For the families of the killed and wounded soldiers, the strike turns a distant geopolitical contest into a personal catastrophe. For their colleagues across the region, it sharpens anxieties about whether air defenses, sheltering protocols and early‑warning systems are sufficient against state‑level salvos rather than sporadic rocket or drone fire from militias. A base that has hosted operations against extremist groups and served as a hub for regional training is now a symbol of exposed US presence.
Strategically, the attack signals that Iran is both willing and able to hit US forces directly beyond its borders, not only via partner militias in Iraq and Syria. That shifts the risk calculus for Washington, which now faces domestic pressure to protect its troops while trying to avoid a spiral into a broader regional war. The US response—a sustained campaign of strikes on targets inside Iran over multiple nights—shows how a single deadly incident can pull both countries closer to a confrontational pattern that is harder to unwind.
Jordan, a key US ally that has long balanced its security ties with domestic sensitivities, is also drawn deeper into the confrontation. Hosting a US‑used base that has been directly targeted by Iranian missiles puts Amman in a more precarious position between Washington, Tehran and neighboring states.

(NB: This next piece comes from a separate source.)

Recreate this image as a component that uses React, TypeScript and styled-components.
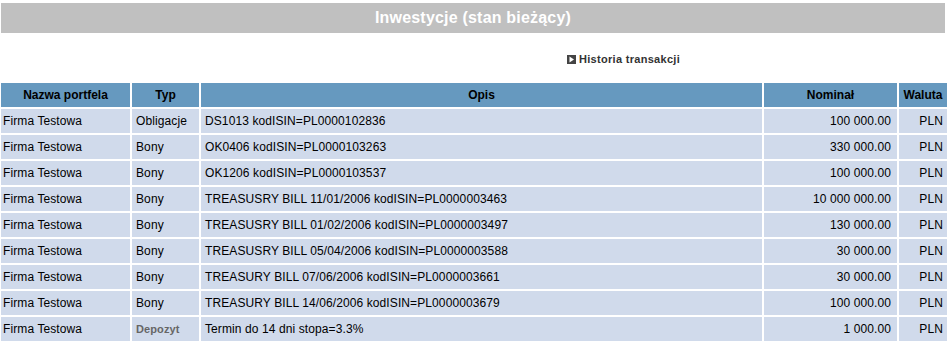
import styled, { createGlobalStyle } from "styled-components";

const GlobalStyle = createGlobalStyle`
  body {
    margin: 0;
    background: #ffffff;
    font-family: "Liberation Sans", Arial, sans-serif;
  }
`;

const Page = styled.div`
  width: 948px;
  padding-top: 3px;
`;

const Title = styled.h1`
  margin: 0 3px 0 1px;
  height: 30px;
  line-height: 30px;
  background: #c0c0c0;
  color: #ffffff;
  font-size: 16px;
  font-weight: bold;
  letter-spacing: 0.2px;
  text-align: center;
`;

const LinkRow = styled.div`
  height: 48px;
  box-sizing: border-box;
  padding: 20px 0 0 567px;
  display: flex;
  align-items: flex-start;
`;

const HistoryLink = styled.a`
  display: flex;
  align-items: center;
  gap: 3px;
  height: 12px;
  color: #333333;
  font-size: 11px;
  font-weight: bold;
  letter-spacing: 0.3px;
  text-decoration: none;
  cursor: pointer;
`;

const Table = styled.table`
  width: 950px;
  margin-left: -1px;
  table-layout: fixed;
  border-collapse: separate;
  border-spacing: 2px;
  font-size: 12px;
  letter-spacing: 0.1px;
`;

const Th = styled.th`
  height: 24px;
  padding: 0;
  background: #6699bf;
  color: #000000;
  font-size: 12px;
  font-weight: bold;
  letter-spacing: 0;
  text-align: center;
`;

interface CellProps {
  $align?: "left" | "right";
  $pad?: number;
}

const Td = styled.td<CellProps>`
  height: 24px;
  padding: 0 ${(p) => (p.$align === "right" ? p.$pad ?? 4 : 0)}px 0
    ${(p) => (p.$align === "right" ? 0 : p.$pad ?? 4)}px;
  background: #d0daeb;
  color: #000000;
  text-align: ${(p) => p.$align ?? "left"};
  white-space: nowrap;
  overflow: hidden;
`;

const Deposit = styled.span`
  color: #666666;
  font-size: 11px;
  font-weight: bold;
`;

interface Investment {
  portfolio: string;
  type: string;
  description: string;
  nominal: string;
  currency: string;
}

const investments: Investment[] = [
  { portfolio: "Firma Testowa", type: "Obligacje", description: "DS1013 kodISIN=PL0000102836", nominal: "100 000.00", currency: "PLN" },
  { portfolio: "Firma Testowa", type: "Bony", description: "OK0406 kodISIN=PL0000103263", nominal: "330 000.00", currency: "PLN" },
  { portfolio: "Firma Testowa", type: "Bony", description: "OK1206 kodISIN=PL0000103537", nominal: "100 000.00", currency: "PLN" },
  { portfolio: "Firma Testowa", type: "Bony", description: "TREASUSRY BILL 11/01/2006 kodISIN=PL0000003463", nominal: "10 000 000.00", currency: "PLN" },
  { portfolio: "Firma Testowa", type: "Bony", description: "TREASUSRY BILL 01/02/2006 kodISIN=PL0000003497", nominal: "130 000.00", currency: "PLN" },
  { portfolio: "Firma Testowa", type: "Bony", description: "TREASUSRY BILL 05/04/2006 kodISIN=PL0000003588", nominal: "30 000.00", currency: "PLN" },
  { portfolio: "Firma Testowa", type: "Bony", description: "TREASURY BILL 07/06/2006 kodISIN=PL0000003661", nominal: "30 000.00", currency: "PLN" },
  { portfolio: "Firma Testowa", type: "Bony", description: "TREASURY BILL 14/06/2006 kodISIN=PL0000003679", nominal: "100 000.00", currency: "PLN" },
  { portfolio: "Firma Testowa", type: "Depozyt", description: "Termin do 14 dni stopa=3.3%", nominal: "1 000.00", currency: "PLN" },
];

const PlayIcon = () => (
  <svg width="9" height="9" viewBox="0 0 9 9">
    <rect width="9" height="9" fill="#444444" />
    <path d="M2.5 1.5 L7 4.5 L2.5 7.5 Z" fill="#ffffff" />
  </svg>
);

const App = () => {
  return (
    <Page>
      <GlobalStyle />
      <Title>Inwestycje (stan bieżący)</Title>
      <LinkRow>
        <HistoryLink>
          <PlayIcon />
          Historia transakcji
        </HistoryLink>
      </LinkRow>
      <Table>
        <colgroup>
          <col style={{ width: 129 }} />
          <col style={{ width: 67 }} />
          <col style={{ width: 561 }} />
          <col style={{ width: 133 }} />
          <col />
        </colgroup>
        <thead>
          <tr>
            <Th>Nazwa portfela</Th>
            <Th>Typ</Th>
            <Th>Opis</Th>
            <Th>Nominał</Th>
            <Th>Waluta</Th>
          </tr>
        </thead>
        <tbody>
          {investments.map((item, i) => (
            <tr key={i}>
              <Td $pad={2}>{item.portfolio}</Td>
              <Td>
                {item.type === "Depozyt" ? <Deposit>{item.type}</Deposit> : item.type}
              </Td>
              <Td>{item.description}</Td>
              <Td $align="right" $pad={6}>{item.nominal}</Td>
              <Td $align="right" $pad={4}>{item.currency}</Td>
            </tr>
          ))}
        </tbody>
      </Table>
    </Page>
  );
};

export default App;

Jordanian authorities must weigh the benefits of close US security cooperation against the reality that it may now bring enemy fire onto Jordanian soil.
For other regional hosts of US forces—from Iraq to Gulf states—the message is clear: facilities that enable US operations against Iranian allies or interests may be judged as legitimate targets by Tehran. That prospect complicates basing negotiations, force posture decisions and diplomacy with governments that fear domestic backlash if foreign troops become magnets for attack.
What makes this event particularly consequential is that it shows how quickly a slow‑burn standoff can produce hard casualties and damaged hardware, forcing policymakers to respond under pressure. The key questions now are whether the US can harden bases like Muwaffaq Salti enough to deter further strikes, and whether Iran chooses to frame the attack as a one‑off demonstration or as the opening of a new, more dangerous phase of direct engagement. The next signals to watch include any follow‑on Iranian targeting of US sites, visible changes in US base defenses, and public messaging by both capitals about red lines and acceptable costs.